Demokratik eğitimin temellerinden olan fırsat eşitliği, hür eğitim, iş bölümü ve uzmanlaşma ilkelerinin önemi de bu sayıda bir makale konusu olarak ele alınmıştır.  Özellikle Bediüzzaman Said Nursi’nin demokratik eğitim konusundaki önemli tesbitleri incelenmiştir.

Kâinat sistemindeki dengeye vurgu yaparak cumhurî yönetimlerdeki dengeyi Parkinson hastalığı perspektifinden ele alan bir diğer çalışmada, siyasette muhalefetin yeri ve değerine vurgu yapılmıştır. Bu ‘muhalefet’in hem meclislerde ve hem de diğer meşveret yapılarındaki karşılığı konusu Risâle-i Nur ekseninde incelenmiştir..  Çalışmada  Parkinson hastalığı özelinde dengelenemeyen gücün bir tür istibdada dönüşeceğinden bahsedilmiştir.  Sayıda ekonomik kalkınma ve cumhuriyet arasındaki ilişkiyi ortaya koyan ve demokratik cumhuriyetlerin daha rahat kalkınabileceklerine dair bulgulara da yer veren bir çalışma da yer almaktadır. Demokrasiyi küfür rejimi olarak görmenin vehametinin gözler önüne serildiği başka bir çalışmada  bir yönetim sistemi olan demokrasi ile bir rejimin uygulama esaslarını içeren ve ona ruh üfleyen şeriatın birbiriyle kıyaslanamayacağı ve birbirinin alternatifi ve rakibi de olamayacağı ortaya konmuştur.

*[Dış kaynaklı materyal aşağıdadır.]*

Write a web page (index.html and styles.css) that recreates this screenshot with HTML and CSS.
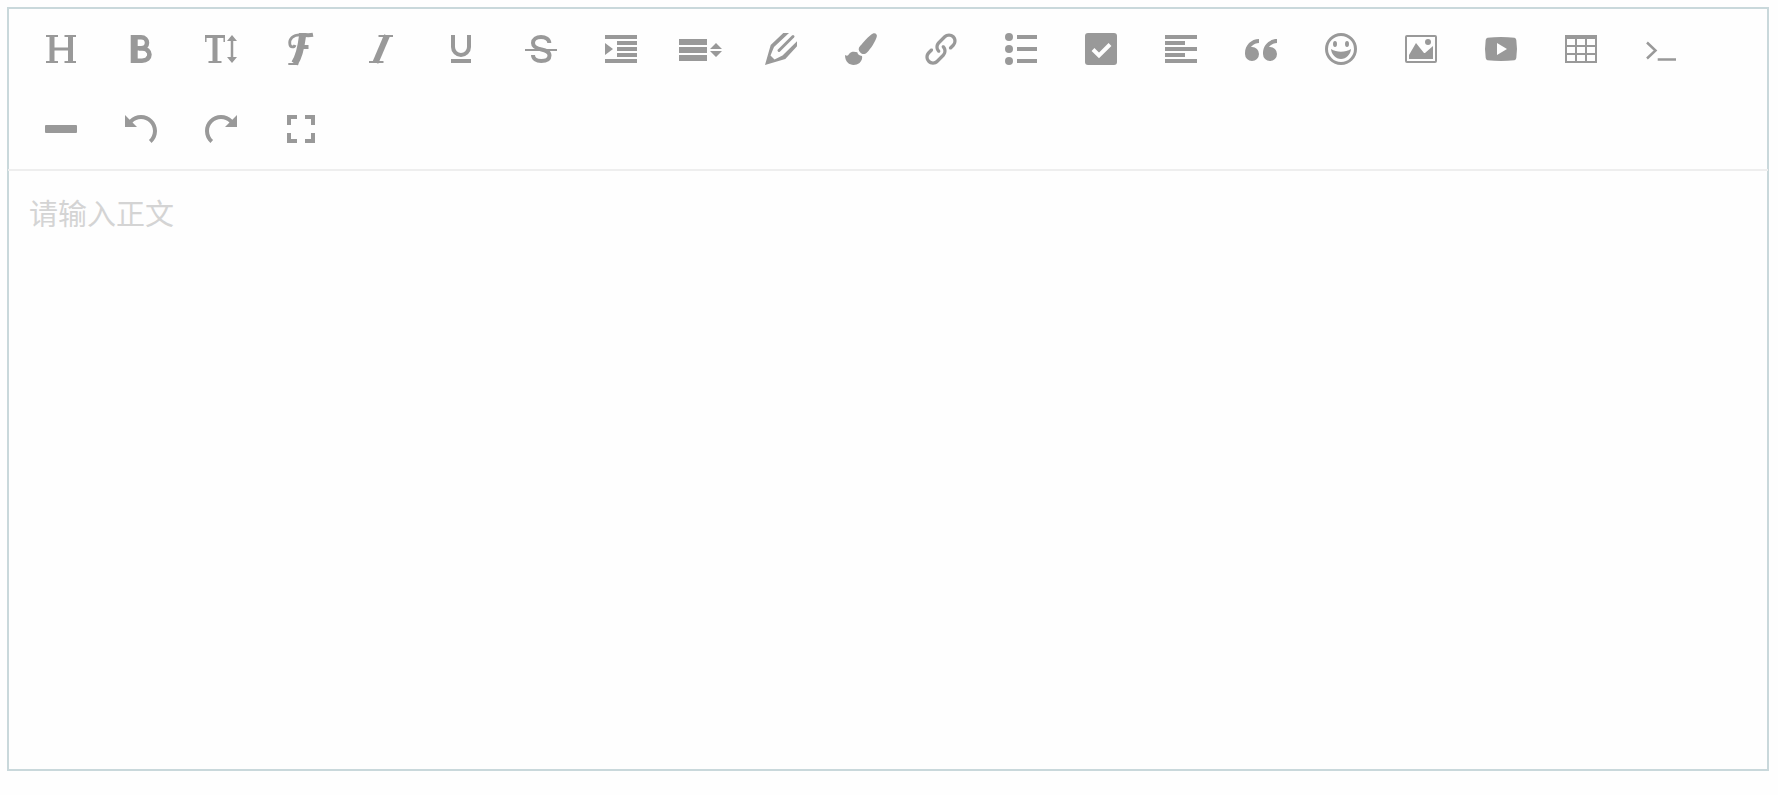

Son olarak bu sayıda, Risale-i Nur hareketinin, üyelerinin sosyal kimliklerini nasıl şekillendirdiği, grup içi ilişkileri nasıl etkilediği ve bu dinamiklerin kişilerin inançlarına, davranışlarına ve toplum hayatına nasıl yansıdığı sorularını ele alan bir çalışma yer almaktadır.  Çalışmada grup psikolojisi bağlamında Nur talebelerini anlamlandırma noktasında bir çaba söz konusudur.

Şimdiden verimli okumalar diliyor, bir sonraki sayımızda da aynı dosya konusunun diğer makaleleri ile karşınızda olmayı ümit ediyoruz.